Making decisions can be hard. The best choice is not always clear. So we delay. Or pause. Or consider. Or reconsider. Or procrastinate. In so many areas of our lives. So often. Does this sound familiar? Is it a problem? What has it got to do with wellness?
Uncertainty is the enemy
When it comes to stress and the many related forms of mental DIS-stress, one thing is clear: uncertainty is a major problem and often the root cause. It’s the NOT knowing that disturbs and worries us so much and so often. It’s the “what-if” thinking that keeps us awake at night. Even when it’s bad news, simply knowing and having certainty is often a strange but quite-real relief. And when the fears turn out to be unfounded (so very often the case), well, the stress simply melts away. Since we cannot tell the future, life will always have some uncertainty and to that extent we need to learn to cope with it. But quite often, surprisingly often, the simple act of making a decision, of selecting an option, of choosing, can create more certainty and less “what-if”. Becoming a more decisive person is a great way to cope with stress, and life, better.

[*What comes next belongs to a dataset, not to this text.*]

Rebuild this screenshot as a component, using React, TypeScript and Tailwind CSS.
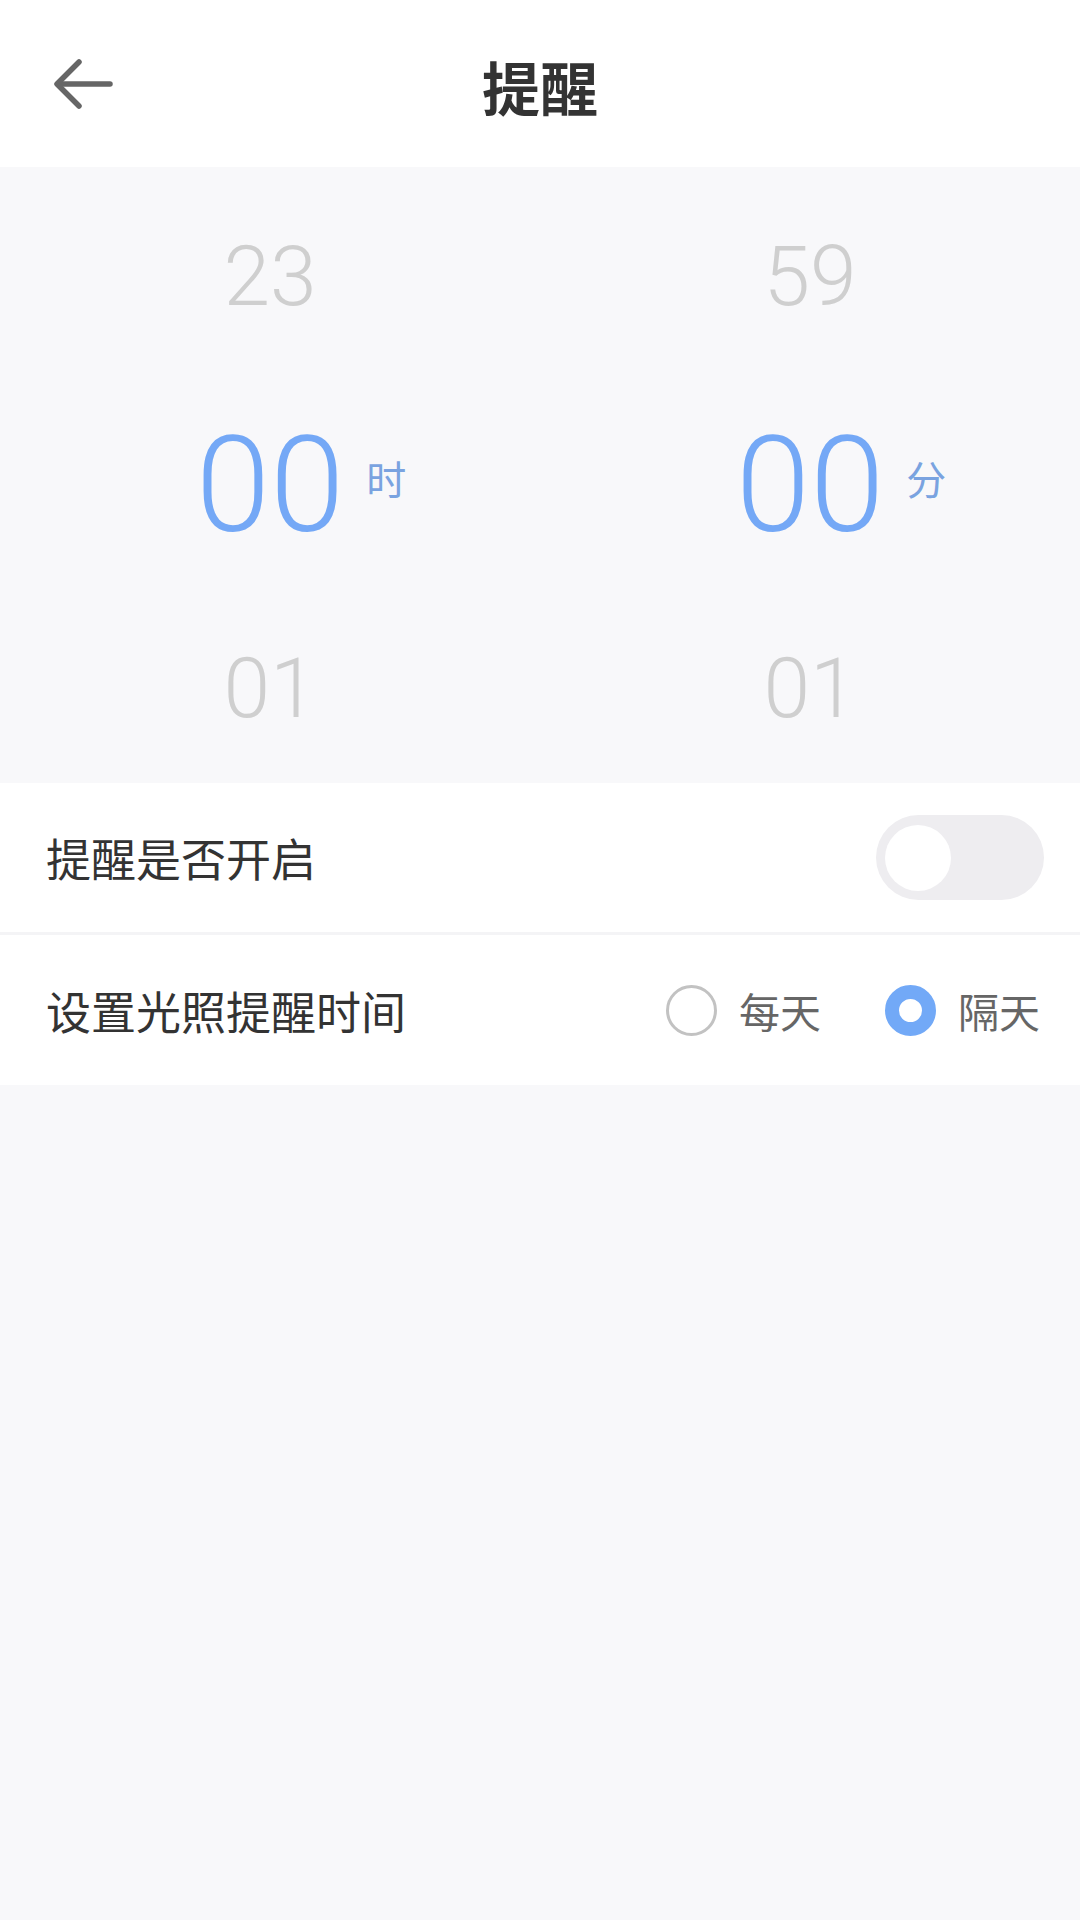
import React from "react";

const cjk = { fontFamily: '"Noto Sans CJK SC", "Noto Sans", sans-serif' };
const num = { fontFamily: 'Roboto, "Noto Sans", sans-serif' };

function Column({ top, mid, bottom, unit }: { top: string; mid: string; bottom: string; unit: string }) {
  return (
    <div className="flex flex-1 flex-col pt-[6px]">
      <div className="flex h-[212px] shrink-0 items-start justify-center pt-[46px]">
        <span style={num} className="text-[84px] font-light leading-[115px] text-[#cfcfcf]">{top}</span>
      </div>
      <div className="flex h-[201px] shrink-0 items-center justify-center">
        <span style={num} className="relative text-[134px] font-light leading-none text-[#74a8f6]">
          {mid}
          <span
            style={cjk}
            className="absolute left-full top-1/2 ml-[22px] -translate-y-[70%] whitespace-nowrap text-[40px] font-normal leading-none text-[#7aa3e0]"
          >
            {unit}
          </span>
        </span>
      </div>
      <div className="flex h-[201px] shrink-0 items-center justify-center pt-[4px]">
        <span style={num} className="text-[84px] font-light leading-none text-[#cfcfcf]">{bottom}</span>
      </div>
    </div>
  );
}

export default function App() {
  return (
    <div className="flex min-h-[1920px] w-[1080px] flex-col bg-[#f8f8fa]" style={cjk}>
      {/* Header */}
      <div className="relative flex h-[167px] shrink-0 items-center justify-center bg-white">
        <button className="absolute left-[52px] top-[58px] flex h-[52px] w-[62px] items-center justify-center">
          <svg width="62" height="52" viewBox="0 0 62 52" fill="none">
            <path d="M58 26H6" stroke="#666666" strokeWidth="5.5" strokeLinecap="round" />
            <path d="M27 4L5 26L27 48" stroke="#666666" strokeWidth="5.5" strokeLinecap="round" strokeLinejoin="round" />
          </svg>
        </button>
        <h1 className="mt-[4px] text-[58px] font-bold leading-none text-[#333333]">提醒</h1>
      </div>

      {/* Picker */}
      <div className="flex h-[616px] shrink-0 overflow-hidden bg-[#f8f8fa]">
        <Column top="23" mid="00" bottom="01" unit="时" />
        <Column top="59" mid="00" bottom="01" unit="分" />
      </div>

      {/* Row 1 */}
      <div className="flex h-[149px] shrink-0 items-center justify-between bg-white pl-[46px] pr-[36px]">
        <span className="text-[45px] leading-none text-[#333333]">提醒是否开启</span>
        <div className="flex h-[85px] w-[168px] items-center rounded-full bg-[#eeedf0] px-[9px]">
          <div className="h-[66px] w-[66px] rounded-full bg-white" />
        </div>
      </div>
      <div className="h-[3px] shrink-0 bg-[#f4f4f6]" />

      {/* Row 2 */}
      <div className="flex h-[150px] shrink-0 items-center justify-between bg-white pl-[46px] pr-[40px]">
        <span className="text-[45px] leading-none text-[#333333]">设置光照提醒时间</span>
        <div className="flex items-center">
          <div className="flex items-center gap-[22px]">
            <div className="h-[51px] w-[51px] rounded-full border-[3px] border-[#c2c2c2] bg-white" />
            <span className="text-[41px] leading-none text-[#666666]">每天</span>
          </div>
          <div className="ml-[64px] flex items-center gap-[22px]">
            <div className="h-[51px] w-[51px] rounded-full border-[14px] border-[#72a9f7] bg-white" />
            <span className="text-[41px] leading-none text-[#666666]">隔天</span>
          </div>
        </div>
      </div>

      <div className="flex-1 bg-[#f8f8fa]" />
    </div>
  );
}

Choices are two-way things
Now here is an interesting little idea. Making a choice is not only a positive thing. It’s almost always a negative too. We choose one option and in so doing, we reject others. If we choose to watch TV we reject other options like family-time, exercise, work, reading, or sleep. If we choose to buy a new car we reject other options like accelerated bond repayments, holiday-budget, investments, etc. If we choose to eat low-fat chicken salad we have probably rejected the tempting burgers, pizzas and deep-fried alternatives. So making decisions is as much about rejecting options as it is about choosing them. The trick here is to understand, truly understand, that making a choice will mean saying no as well as saying yes. Think about it…
We are today what we chose yesterday
There are things in life we cannot control. Genetics, fortune & luck, accidents of timing and that sort of stuff. But a great deal of who and what we are is a result of choices we made in the past. Our waistlines, bank balances, bedtime company, family relationships, addresses, cars, are all examples of things we chose. Actively. Perhaps we were influenced by external pressures of one sort or another but at the end of the day these were OUR choices. That makes them our responsibility. We are what we are because of ourselves and more specifically, because of our choices. Perhaps not 100%, and here you might choose a percentage you think is “fair” but it’s almost certainly a big number if you’re honest. The thing to consider is what sort of you you’d like to see tomorrow…or next month…or next year…or…
The bottom line
Becoming an active and positive decision-maker who takes and accepts responsibility for yourself is a great way to cope with life, to survive and to thrive.
TRY THIS: make a list of no-more than 5 decisions you’d like to make or need to make. Then commit to actually making these decisions within a week. You may well find the process liberating.